Gold did well over the festive season, according to precious metals trading platform Bullion Vault, amid fears that global stock markets were in decline.
Between December 4 and 27, Bullion Vault saw 93kg of gold bought over its platform, worth more than £3million.
Adrian Ash, the firm’s director of research, said: ‘If gold acts as a barometer of financial fears then it’s flashing red for 2019.
‘From Brexit to China’s hard economic slowdown, investors face a range of risks and shocks in the year ahead.
‘Gold’s long history of gaining when other assets fall looks likely to appeal as a form of insurance for investors of all sizes.’
But as stocks have rebounded, investors pulled back from gold and Randgold ended the day down 1.7 per cent, or 114p, at 6546p.

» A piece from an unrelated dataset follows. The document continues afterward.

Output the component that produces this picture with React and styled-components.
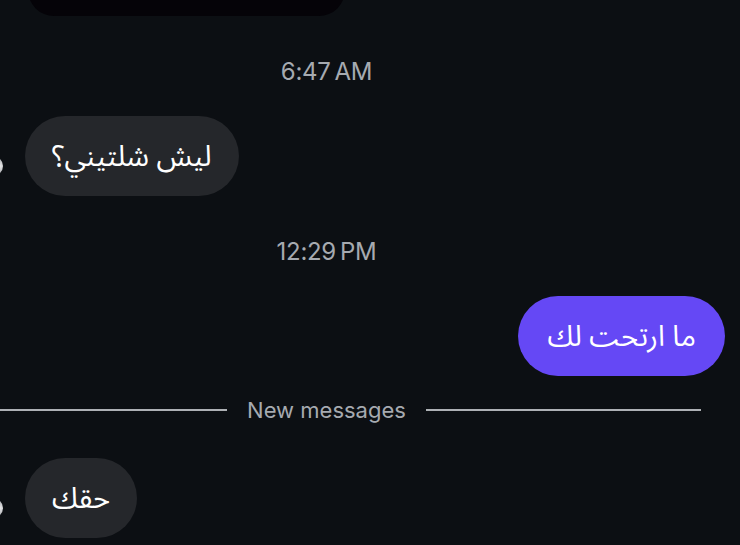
import React from "react";
import styled, { createGlobalStyle } from "styled-components";

const Global = createGlobalStyle`
  html, body { margin: 0; padding: 0; background: #0c0f13; }
  body { font-family: Inter, "Noto Sans", "DejaVu Sans", sans-serif; }
`;

const Page = styled.div`
  width: 740px;
  height: 545px;
  overflow: hidden;
  background: #0c0f13;
`;

const Thread = styled.div`
  width: 773px;
  margin-left: -48px;
  display: flex;
  flex-direction: column;
`;

const MediaBubble = styled.div`
  width: 317px;
  height: 60px;
  margin-top: -44px;
  margin-left: 76px;
  background: #050308;
  border-radius: 26px;
`;

const Timestamp = styled.div`
  margin: ${(p) => p.$top}px 24px ${(p) => p.$bottom}px 0;
  text-align: center;
  font-family: Inter, "Liberation Sans", sans-serif;
  font-size: 24px;
  line-height: 24px;
  color: #a6aab0;
  letter-spacing: -0.3px;
`;

const Row = styled.div`
  display: flex;
  align-items: flex-end;
  justify-content: ${(p) => (p.$out ? "flex-end" : "flex-start")};
  padding-left: ${(p) => (p.$out ? 0 : 31)}px;
  gap: 22px;
`;

const Avatar = styled.div`
  width: 20px;
  height: 20px;
  margin-bottom: 20px;
  border-radius: 50%;
  background: radial-gradient(circle at 85% 50%, #e8e8ea 0%, #9a9ca0 50%, #3a3c40 100%);
  flex: none;
`;

const Bubble = styled.div`
  height: 80px;
  box-sizing: border-box;
  padding: 0 ${(p) => (p.$out ? 29 : 27)}px;
  display: flex;
  align-items: center;
  border-radius: 40px;
  background: ${(p) => (p.$out ? "#6548f5" : "#25272b")};
  color: #ffffff;
  font-family: "Noto Sans Arabic", "DejaVu Sans", "Noto Sans", sans-serif;
  font-size: 29px;
  direction: rtl;
  white-space: nowrap;
`;

const Divider = styled.div`
  display: flex;
  align-items: center;
  gap: 20px;
  margin: 14px 24px 28px 0;
  height: 40px;
`;

const Line = styled.div`
  flex: 1;
  height: 2px;
  background: #aeb1b5;
`;

const DividerLabel = styled.span`
  font-family: Inter, "Liberation Sans", sans-serif;
  font-size: 22px;
  color: #a6aab0;
  white-space: nowrap;
`;

export default function App() {
  return (
    <>
      <Global />
      <Page>
        <Thread>
          <MediaBubble />
          <Timestamp $top={44} $bottom={32}>6:47&#8239;AM</Timestamp>
          <Row>
            <Avatar />
            <Bubble>ليش شلتيني؟</Bubble>
          </Row>
          <Timestamp $top={44} $bottom={32}>12:29&#8239;PM</Timestamp>
          <Row $out>
            <Bubble $out>ما ارتحت لك</Bubble>
          </Row>
          <Divider>
            <Line />
            <DividerLabel>New messages</DividerLabel>
            <Line />
          </Divider>
          <Row>
            <Avatar />
            <Bubble>حقك</Bubble>
          </Row>
        </Thread>
      </Page>
    </>
  );
}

STOCK WATCH – PCG ENTERTAINMENT
Entertainment Media company PCG, which helps Western TV show and video game creators expand into Asia-Pacific countries such as China, fell as half-year losses widened from £556,000 to £1million.
Much of the losses arose when it axed a financing agreement which had not worked to its advantage.
It still has not made an investment in the firms it was interested in, and generated no revenues in the six months to September 30.
Shares fell 11.8 per cent, or 0.01p, to 0.07p.
British American Tobacco made the biggest gains, boosted by investor excitement over its international sales.
The cigarette maker, which has had a torrid year, ended 4.3 per cent higher, or 106.5p, at 2569p.
Subsiding worries about a trade war between the US and China, which have dogged the markets for much of 2018, gave a helping hand to raw materials firms and saw steel maker Evraz climb 3.7 per cent, or 17.2p, to 484.9p.
In the US, markets opened higher but fell back into the red as the day progressed. The S&P 500 was down 0.3 per cent yesterday, while the Nasdaq composite slipped 0.2 per cent and the Dow Jones Industrial Average shed 0.4 per cent.
Experts said fewer people trading over the holiday period meant some significant buys and sells were having a more profound effect on the market.
But the good mood held strong for the FTSE 250, as online lending platform Funding Circle, which matches investors who want to make a loan with companies needing to borrow, saw its shares shoot up amid the investor sentiment U-turn.
Funding Circle, which only listed in September, has sparked limited interest so far and a critical research note from analysts at Jefferies last week pushed its shares down further.
But yesterday they rose 10.7 per cent, or 31.4p, to 325.4p, although it is still 26 per cent off its float price.
High Street stalwart Debenhams, which has seen its shares become near-worthless this year, recovered some losses as Jefferies retained its ‘hold’ recommendation. The retailer climbed by 14.3 per cent, or 0.6p, to 4.87p.
Industrial printing company Xaar, however, was suffering a Christmas hangover.
It warned that business in the three months to December ‘continued at levels below our expectation’, and revenue in the second half would only be slightly better than the first.
Revenue for the full year would be around £64million, it said, down from £100million in 2017. Shares tumbled by 8 per cent, or 12.8p, to 146.4p.
Building materials firm Low And Bonar has not yet felt the benefits of improving investor sentiment.
It warned of tough trading conditions this month and threatened to slash its dividend, and fell 11 per cent, or 1.73p, to 13.95p. It has now sunk 74.5 per cent over the year so far.